Cependant, cela semble difficile à réaliser, car le Cameroun et la RDC sont tous deux confrontés à de multiples conflits, et l’armée gouvernementale semble débordée et peu unie. Au Cameroun, l’armée est également confrontée à la crise anglophone. En RDC, les FARDC sont confrontées aux rebelles du M23 et à d’autres groupes armés. Même l’opération Shujaa, menée avec leurs homologues ougandais, a dû faire face à d’autres groupes armés tels que le FPIC et le CODECO.

Nous devons également comprendre que la réaction/présence militaire coûte cher, tant sur le plan humain que financier. Et il semble que ces groupes n’aient aucun mal à financer leurs stratégies. Cela dit, nous n’avons pas seulement besoin de stratégies militaires, mais aussi de stratégies de gouvernance locale, de stratégies au niveau de l’Église, de stratégies communautaires sur comment reconstruire et restaurer. Puisqu’une partie de leur politique consiste à semer le chaos, la destruction et la souffrance, ces groupes exploitent également les vulnérabilités locales : pauvreté, niveau d’éducation, manque de bonnes routes, connexion réseau, etc. pour recruter des espions et des combattants, et pour s’échapper lors des attaques. Ainsi, tous les niveaux de la société doivent participer à la solution, pas seulement le secteur militaire. Ces groupes profitent des vides de pouvoir, de la pauvreté, etc. Nous devons donc également tenir compte de ces aspects lorsque nous réfléchissons à des solutions.

Le révérend Alili que vous citez témoigne que ‘ »es déplacés n’osent pas rester dormir dans l’église car ils ont peur d’y être attaqués ». Comment vos équipes sur le terrain accompagnent-elles ces communautés traumatisées, et quels sont leurs besoins les plus urgents ?

Amora : Nous prions avec les communautés traumatisées et les encourageons à ne pas désespérer malgré le chaos écrasant qui les entoure. Nous prenons également le temps d’être avec elles et de les écouter, car nous comprenons comment de telles situations se présentent. Nous savons qu’elles peuvent se sentir comme une parmi tant d’autres, mais nous essayons de leur faire comprendre qu’elles sont importantes et qu’elles comptent.
En outre, nous fournissons parfois une aide d’urgence à ces croyants touchés. En fonction de la région et de la situation, cette aide comprend des denrées alimentaires telles que du riz, des haricots, de l’huile de palme, du sel, du poisson, de l’huile de cuisson, du petit mil et du maïs, ainsi que des articles non alimentaires tels que du savon, des seaux, des pagnes et des nattes. Cette aide d’urgence aide les communautés traumatisées dans la mesure où leur douleur et leur traumatisme sont aggravés par leur manque actuel de nourriture et d’abri. Répondre à ces besoins dans ces moments difficiles permet donc d’alléger le fardeau émotionnel que l’attaque a fait peser sur eux.

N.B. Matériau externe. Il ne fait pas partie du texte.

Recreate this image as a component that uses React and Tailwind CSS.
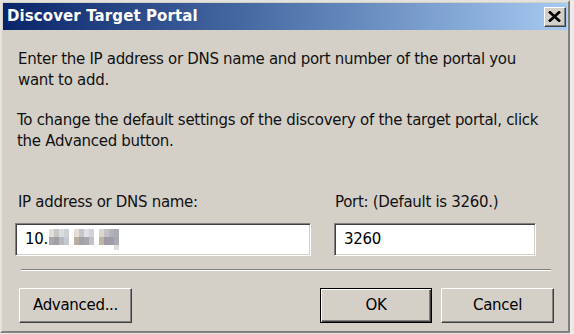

En ce qui concerne les traumatismes, et dans la mesure des moyens et des capacités disponibles, nous proposons également des séances de débriefing à certaines des personnes touchées. Ces séances durent parfois un ou trois jours, voire plus de jours, pendant lesquels les participants sont placés dans un environnement où ils peuvent comprendre ce qui leur arrive, leur état d’esprit, le traumatisme, et apprendre à y faire face activement et à s’en remettre. Pour cela, il existe parfois des séances spécifiques pour les femmes, les hommes, les enfants, les responsables religieux, les veuves, les responsables religieux et leurs conjoints.

Nous formons également des personnes au sein des communautés touchées pour qu’elles puissent jouer le rôle de soignants. Conscients que nos ressources sont limitées et que nous ne pouvons pas toujours être présents sur place, nous anticipons la prise en charge des traumatismes en formant des soignants et en leur donnant les compétences et les aptitudes nécessaires pour prodiguer des soins et assurer un suivi au sein de leurs communautés.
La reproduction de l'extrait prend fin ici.